In Thursday’s Republican debate, Wisconsin Gov. Scott Walker will be the antiunion candidate. That will be the media snark. He signed (unenthusiastically) a right-to-work bill that applies to his state’s private-sector workers. He promoted (very enthusiastically) a law that all but ended collective bargaining for its public-sector workers.
Critics will ask: What does this have to do with being president? Unfortunately, everything.
Unions may not matter much in American workplaces anymore but unions represent the main political obstacle to just about every kind of reform: School choice. Entitlements. Pensions. Health care.
Even causes that wouldn’t seem union business prompt union opposition. Labor has been the chief obstacle to overhauling California’s notorious Environmental Quality Act—a reform supported by Democrats and environmentalists—because unions like using the law’s excessive paperwork burdens to threaten projects important to employers.
Big labor is behind a New Jersey state senator’s proposal last week for a trillion-dollar federal bailout of state and local government pensions—pensions that most federal taxpayers who would be paying for the bailout can only dream about.
Big labor is behind $15 minimum-wage proposals in major cities—a high-risk experiment for low-skilled workers, who may find themselves without jobs. But it will be a winner for organized labor. Not only will it raise costs for nonunion businesses. In Los Angeles, unions seek their own exemption so they can conspire with employers to substitute untaxed benefits for taxable wages, which strengthens the union’s hold on workers while shifting costs to other taxpayers.
As Miles Kimball, a University of Michigan economist who calls himself a “supply-side liberal,” wrote on his blog a couple of years ago: “Most unions are middle-class organizations that in their political activities are ready and willing to sacrifice the interests of the poor to benefit their members and their leaders.”
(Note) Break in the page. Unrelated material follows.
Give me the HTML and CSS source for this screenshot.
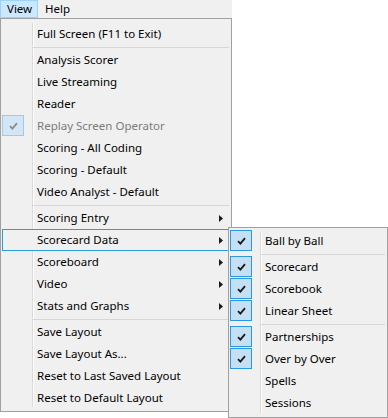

Mr. Walker’s revolution was driven by voters in towns and small cities who noticed that government workers had morphed into a privileged class—with the best pay, best benefits, longest vacations, and job security that made them basically unremovable.
Their dues, meanwhile, funded a political class that seemed indifferent to anyone else’s problems. Not always a friendly source, the Milwaukee Journal-Sentinel this year credited Mr. Walker with having “shifted the policies of his state more than anyone else in generations.”
A heavy-breathing Mother Jones commentary at the time accused Mr. Walker of engaging in a “deeper game” to deprive Democrats of union funding and infrastructure that “allows the opposing party to exist at all.” The tiny smidgen of truth here actually shows how misleading such partisan simplicities are. Ted Kennedy (because he was Ted Kennedy) could buck the unions and promote airline deregulation in the 1970s. He bucked the unions in the early 2000s to push the school-accountability law No Child Left Behind.
But even Kennedy said his greatest legislative regret was letting labor block a national catastrophic health-insurance compromise with the Nixon administration in 1974.
Bill Clinton, Dick Gephardt and Tom Daschle were keen to back private Social Security accounts in the 1990s—until labor shut them down. More than 20% of delegates at Al Gore’s 2000 convention were union members—and said their goal was to make sure the platform said nothing about entitlement reform.
Mr. Walker recently and unnecessarily burnished his antiunion credentials by signing a bill he’d previously resisted on right to work—which, contrary to label, actually deprives employers of their freedom of contract (e.g., Harley-Davidson, a Wisconsin employer that finds value in its union relationships).
His important fight, which led to the 2012 recall effort, unwound a 1959 experiment in union representation for public employees that proved a bad idea for all the reasons FDR and other traditional liberals warned. It gave rise to what some call the blue-state governance model, combining a stagnant, overtaxed private sector, a bloated public sector, and a long-term pension time bomb of the sort nowadays blowing up in cities and states (and Puerto Rico) around the country.
The beef against Mr. Walker is a lack of breadth—a common snipe when it comes to inland governors—and an alleged reluctance to take advice. But paragons of presidential virtue are overrated when what’s needed is a candidate who can do the job that needs doing now. And he enters Thursday’s debate as the No. 2 runner in a Fox News Poll, just behind Donald Trump.
His real failing is that he belongs to the wrong party. An antiunion Republican candidate is practically a redundancy these days. Yet even a GOP president backed by a GOP Congress won’t be able to carry forward meaningful reforms unless Democratic reformers are willing to step up too.
To change America’s path will require both parties. Too bad we don’t have a Democratic Scott Walker yet. We’ll need one.
Certainly the states run by public-employee unions, particularly teacher unions, need someone willing to stand up to the most malignant force in politics today.